The court directed that a copy of its opinion be sent to a HUD official, even though HUD was not a party to the case.

Risks and How to Avoid Them

The Morris-Griffin case illustrates yet another risk for contractors who run afoul of SBA’s affiliation regulations or the Limitations on Subcontracting clause, namely, nullification of their subcontracts. Ordinarily, the SBA “ostensible subcontractor” rule is enforced by SBA through the size protest process. SBA’s fifty percent rule/Limitations on Subcontract clause is sometimes enforced by the U.S. Government Accountability Office (GAO) or U.S. Court of Federal Claims through the bid protest process. In addition, failure to comply with these rules may also be the subject of investigations by agency Offices of Inspector General, GAO or other federal investigators. Indeed, GAO recently issued several reports alleging fraud and abuse in SBA set-aside programs for small, 8(a), service-disabled veteran-owned (SDVO) and Historically Underutilized Business Zone (HUBZone) contractors, and SBA’s Inspector General has been aggressively investigating alleged fraud and abuse by contractors in these programs.
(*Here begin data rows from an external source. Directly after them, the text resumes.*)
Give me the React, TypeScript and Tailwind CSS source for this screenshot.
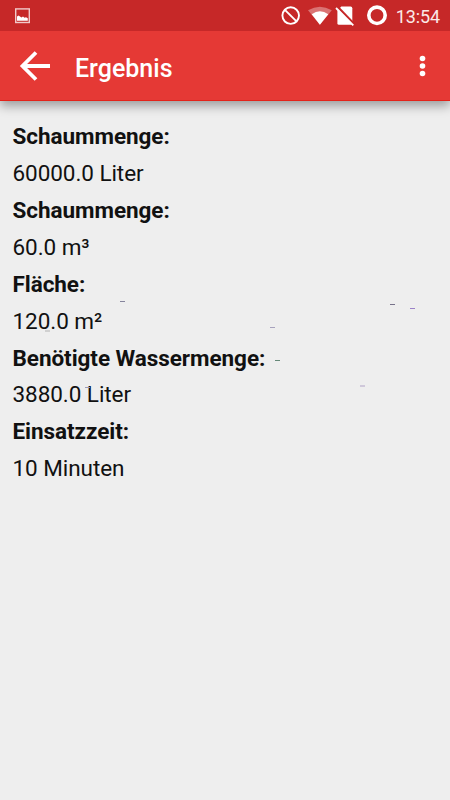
type Result = {
  label: string
  value: string
}

const results: Result[] = [
  { label: "Schaummenge:", value: "60000.0 Liter" },
  { label: "Schaummenge:", value: "60.0 m³" },
  { label: "Fläche:", value: "120.0 m²" },
  { label: "Benötigte Wassermenge:", value: "3880.0 Liter" },
  { label: "Einsatzzeit:", value: "10 Minuten" },
]

const StatusBar = () => (
  <div className="relative z-10 flex h-[31px] items-center justify-between bg-[#c62828] pl-[15px] pr-[10px] text-white">
    <svg width="16" height="16" viewBox="0 0 16 16">
      <rect x="0.7" y="0.9" width="13.6" height="13.6" fill="none" stroke="#fff" strokeOpacity="0.75" strokeWidth="1.4" />
      <path d="M2 12.8V8.6L3.5 7.4 5 8.4l1.5 1 1.5-.9 1.5 1.2 1.5-.5 1.8 1v2.6z" fill="#fff" />
    </svg>
    <div className="flex h-full items-center gap-[5px]">
      <svg width="112" height="31" viewBox="0 0 112 31">
        <g fill="none" stroke="#fff">
          <circle cx="11.7" cy="15.6" r="8.3" strokeWidth="1.9" />
          <path d="M5.9 9.8l11.6 11.6" strokeWidth="1.9" />
          <circle cx="98" cy="15.3" r="8.2" strokeWidth="3.6" />
        </g>
        <path d="M29 10.3Q40.9 3.3 52.8 10.3L40.9 24.8z" fill="#fff" fillOpacity="0.35" />
        <path d="M32.7 14.2Q40.9 8.4 49.3 14.2L40.9 24.8z" fill="#fff" />
        <path d="M62.3 6.6H71.6q1.7 0 1.7 1.7V23.2q0 1.6-1.6 1.6H60q-1.6 0-1.6-1.6V10.7z" fill="#fff" />
        <path d="M58.6 6.9L75.6 24.5" stroke="#c62828" strokeWidth="2.4" />
        <path d="M57 8l17.3 17.3" stroke="#fff" strokeWidth="1.8" />
      </svg>
      <span className="pt-[2px] text-[18px] leading-none tracking-[-0.1px] text-[#fbe9e7]">13:54</span>
    </div>
  </div>
)

const Toolbar = () => (
  <header className="flex h-[70px] items-center justify-between border-b border-[#e32219] bg-[#e53935] pl-[19px] pr-[24px] text-white shadow-[0_5px_10px_0px_rgba(0,0,0,0.34)]">
    <div className="flex items-center gap-[24px]">
      <button aria-label="Zurück">
        <svg width="32" height="32" viewBox="0 0 32 32" fill="none" stroke="#fff" strokeWidth="3.8">
          <path d="M31 16H4M17 2.5L3.5 16 17 29.5" />
        </svg>
      </button>
      <h1 className="pt-[5px] text-[25px] font-medium leading-none">Ergebnis</h1>
    </div>
    <button aria-label="Menü">
      <svg width="7" height="22" viewBox="0 0 7 22" fill="#fff">
        <circle cx="3.5" cy="3.5" r="2.8" />
        <circle cx="3.5" cy="11" r="2.8" />
        <circle cx="3.5" cy="18.5" r="2.8" />
      </svg>
    </button>
  </header>
)

// faint dashes scattered over the result area
const Specks = () => (
  <svg aria-hidden="true" className="pointer-events-none absolute inset-0" width="450" height="800" shapeRendering="crispEdges">
    <rect x="120" y="301" width="5" height="1" fill="#85849c" />
    <rect x="270" y="327" width="5" height="1" fill="#a7a2bd" />
    <rect x="45" y="330" width="5" height="2" fill="#d0d0d0" />
    <rect x="390" y="304" width="5" height="1" fill="#77728a" />
    <rect x="410" y="308" width="5" height="1" fill="#9b82c8" />
    <rect x="275" y="360" width="5" height="1" fill="#668878" />
    <rect x="360" y="385" width="5" height="2" fill="#cfc8da" />
    <rect x="85" y="387" width="5" height="1" fill="#9999b8" />
  </svg>
)

const App = () => {
  return (
    <div className="relative min-h-screen bg-[#eeeeee] font-['Roboto',sans-serif]">
      <StatusBar />
      <Toolbar />
      <main className="px-[12.5px] pt-[17.3px] text-[22.5px] leading-[36.87px] tracking-[-0.06px] text-[#111111]">
        <dl>
          {results.map((result, index) => (
            <div key={index}>
              <dt className="font-bold">{result.label}</dt>
              <dd>{result.value}</dd>
            </div>
          ))}
        </dl>
      </main>
      <Specks />
    </div>
  )
}

export default App
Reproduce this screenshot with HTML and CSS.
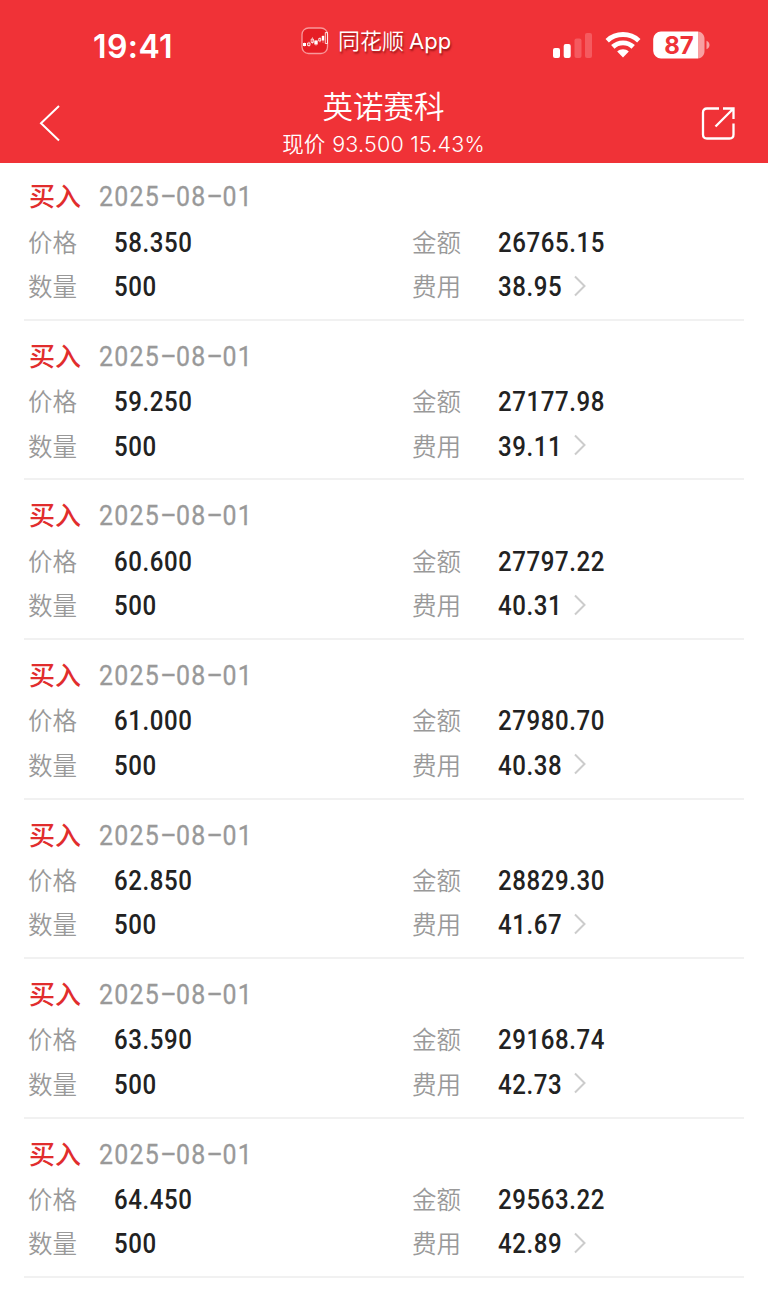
FILE: index.html
```
<!DOCTYPE html>
<html lang="zh-CN">
<head>
<meta charset="utf-8">
<title>英诺赛科</title>
<link rel="stylesheet" href="styles.css">
</head>
<body>
<header class="header">
  <div class="status">
    <div class="clock">19:41</div>
    <div class="brand">
      <svg class="brand-icon" width="28" height="28" viewBox="0 0 28 28">
        <rect x="1" y="1" width="25.5" height="25.5" rx="6.5" fill="#e61e25" stroke="#f8989a" stroke-width="1.3"/>
        <path d="M3.500 15.500v4M8 14.500v5.500M11.500 10v7M15 13v6M19 10v5.500M22 8v8" stroke="#f8b0b0" stroke-width=".6"/>
        <path d="M2 16h3v3H2zM13.300 13.500h3.400v4h-3.400zM20.800 9h2.400v4.500h-2.400z" fill="#fff"/>
        <path d="M6.500 16h2.500v2.500H6.500zM10.200 12h2.200v3.500h-2.200zM17.700 11.500h2v2.500h-2zM24.300 5.500h2.200v11h-2.200z" fill="none" stroke="#fff" stroke-width=".8"/>
      </svg>
      <span class="brand-name">同花顺</span><span class="brand-app">App</span>
    </div>
    <div class="indicators">
      <svg class="signal" width="40" height="26" viewBox="0 0 40 26">
        <g fill="#fff"><rect x="0" y="15" width="7" height="10" rx="2"/><rect x="10.700" y="11" width="7" height="14" rx="2"/></g>
        <g fill="#f55a5f"><rect x="21.500" y="5.500" width="7" height="19.500" rx="2"/><rect x="32" y="0" width="7" height="25" rx="2"/></g>
      </svg>
      <svg class="wifi" width="36" height="26" viewBox="0 0 36 26">
        <g fill="none" stroke="#fff" stroke-width="4.900">
          <path d="M2.200 8.700C11 .500 25 .500 33.800 8.700"/>
          <path d="M7.800 14.900C13.500 9.500 22.500 9.500 28.200 14.900"/>
        </g>
        <path d="M12.200 19.500c3.200-3 8.400-3 11.600 0L18 25.500z" fill="#fff"/>
      </svg>
      <svg class="battery" width="57" height="28" viewBox="0 0 57 28">
        <path d="M8 .500h37v27H8A7.800 7.800 0 0 1 .200 20V8A7.800 7.800 0 0 1 8 .500z" fill="#fff"/>
        <path d="M45 .500c4 .500 6.500 3.500 6.500 7.500v12c0 4-2.500 7-6.500 7.500z" fill="#f8a0a2"/>
        <path d="M53.500 9.700c4 1.500 4 7 0 8.600z" fill="#f8a0a2"/>
        <text class="battery-text" x="26" y="22.700" text-anchor="middle">87</text>
      </svg>
    </div>
  </div>
  <div class="nav">
    <svg class="back" width="22" height="38" viewBox="0 0 22 38"><path d="M21 2 3 19.300 21 36.500" fill="none" stroke="#fff" stroke-width="2"/></svg>
    <div class="heading">
      <h1 class="stock">英诺赛科</h1>
      <div class="quote">现价<span class="quote-num">93.500 15.43%</span></div>
    </div>
    <svg class="share" width="36" height="36" viewBox="0 0 36 36" fill="none" stroke="#fff" stroke-width="2.300">
      <path d="M19 2.500H7Q3 2.500 3 6.500V28.500Q3 32.500 7 32.500H29.500Q33.500 32.500 33.500 28.500V17.500"/>
      <path d="M23 2.500h10.500v10.500M33.500 2.500 15.500 20.500"/>
    </svg>
  </div>
</header>
<main class="list" id="list"></main>
<script src="app.js"></script>
</body>
</html>
```
FILE: styles.css
```
body {
  margin: 0;
  width: 768px;
  height: 1291px;
  overflow: hidden;
  background: #fff;
  font-family: Roboto, "Noto Sans CJK SC", sans-serif;
}
.header {
  box-sizing: border-box;
  height: 163.400px;
  background: #f03237;
  color: #fff;
}
.status {
  display: grid;
  grid-template-columns: 302px 1fr 215px;
  height: 86px;
}
.clock {
  padding: 29px 0 0 93px;
  font: 570 32px/36px Inter, sans-serif;
  letter-spacing: .400px;
}
.brand {
  display: flex;
  align-items: center;
  height: 30px;
  padding-top: 26px;
}
.brand-icon { margin-left: -1px; }
.brand-name {
  margin: -5px 0 0 9px;
  font: 350 22px/30px "Noto Sans CJK SC", sans-serif;
  text-shadow: 1px 2px 2px rgba(90, 0, 0, .6);
}
.brand-app {
  margin-left: 5px;
  font: 400 22px/30px Inter, sans-serif;
  text-shadow: 1px 2px 2px rgba(90, 0, 0, .6);
}
.indicators {
  display: flex;
  align-items: flex-start;
  padding-top: 32px;
}
.signal { margin-top: 1px; }
.wifi { margin: 0 0 0 12px; }
.battery { margin: -1px 0 0 12px; }
.battery-text { font: 700 24px Inter, sans-serif; fill: #ef3237; }
.nav {
  display: grid;
  grid-template-columns: 60px 1fr 36px;
  padding: 0 32px 0 38px;
}
.back { margin-top: 18px; }
.share { margin-top: 20px; }
.heading { padding-right: 31px; text-align: center; }
.stock {
  font: 350 30.500px/38px "Noto Sans CJK SC", sans-serif;
  margin: 0;
}
.quote {
  padding-top: 2px;
  font: 350 21.500px/34px "Noto Sans CJK SC", sans-serif;
}
.quote-num {
  margin-left: 7px;
  font-family: Inter, sans-serif;
  letter-spacing: .200px;
}
.list { margin-top: -2px; }
.record {
  box-sizing: border-box;
  height: 159.550px;
  margin: 0 24px;
  padding: 14px 0 0 5px;
  border-bottom: 2px solid #f1f1f1;
}
.record-head {
  display: flex;
  height: 44.400px;
  line-height: 44px;
}
.side {
  width: 70px;
  color: #e12d2d;
  font: 500 26px/39px "Noto Sans CJK SC", sans-serif;
}
.date {
  color: #999;
  font-size: 28px;
  letter-spacing: 1.400px;
  transform: scaleX(.89);
  transform-origin: 0 50%;
  -webkit-text-stroke: .300px #999;
}
.dash {
  display: inline-block;
  width: 18px;
  text-align: center;
  letter-spacing: 0;
  transform: translateY(-2px) scaleX(2);
}
.fields {
  display: grid;
  grid-template-columns: 384px 1fr;
  grid-auto-rows: 44.500px;
}
.field { display: flex; align-items: center; }
.label {
  width: 86px;
  margin: -1px 0 0 -1px;
  color: #999;
  font: 350 24.500px/44px "Noto Sans CJK SC", sans-serif;
}
.value {
  padding-top: 1px;
  color: #222;
  font-size: 27px;
  font-weight: 500;
  line-height: 44px;
  letter-spacing: .650px;
  transform: scaleX(.89);
  transform-origin: 0 50%;
}
.chevron { margin: -2px 0 0 3px; }
```
FILE: app.js
```
const records = [
  ["58.350", "26765.15", "38.95"],
  ["59.250", "27177.98", "39.11"],
  ["60.600", "27797.22", "40.31"],
  ["61.000", "27980.70", "40.38"],
  ["62.850", "28829.30", "41.67"],
  ["63.590", "29168.74", "42.73"],
  ["64.450", "29563.22", "42.89"]
];
const chevron = '<svg class="chevron" width="14" height="22" viewBox="0 0 14 22"><path d="M2 1.500 11.500 11 2 20.500" fill="none" stroke="#ccc" stroke-width="2"/></svg>';
const field = (label, value, extra = "") =>
  `<div class="field"><span class="label">${label}</span><span class="value">${value}</span>${extra}</div>`;
const date = "2025-08-01".replace(/-/g, '<span class="dash">-</span>');
document.getElementById("list").innerHTML = records.map(([price, amount, fee]) => `
  <section class="record">
    <div class="record-head"><span class="side">买入</span><span class="date">${date}</span></div>
    <div class="fields">
      ${field("价格", price)}${field("金额", amount)}
      ${field("数量", "500")}${field("费用", fee, chevron)}
    </div>
  </section>`).join("");
```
The Morris-Griffin decision is the first published court decision where these SBA rules were invoked to nullify a subcontract in a private dispute between a prime and subcontractor. Again, because the case was decided by the federal court for the Eastern District of Virginia, where many government prime contractors and subcontractors are located, its precedential effect may be significant.

The bottom line is that government prime contractors and subcontractors competing for or performing contracts set- aside for small, 8(a), SDVO or HUBZone firms should closely examine their relationships to ensure they comply with SBA regulations and thereby avoid the issues raised in, and potentially disastrous consequences of, the Morris-Griffin decision.


1 SBA’s “fifty percent rule” is implemented by the “Limitations on Subcontracting” contract clause at Federal Acquisition Regulation 52.219-14.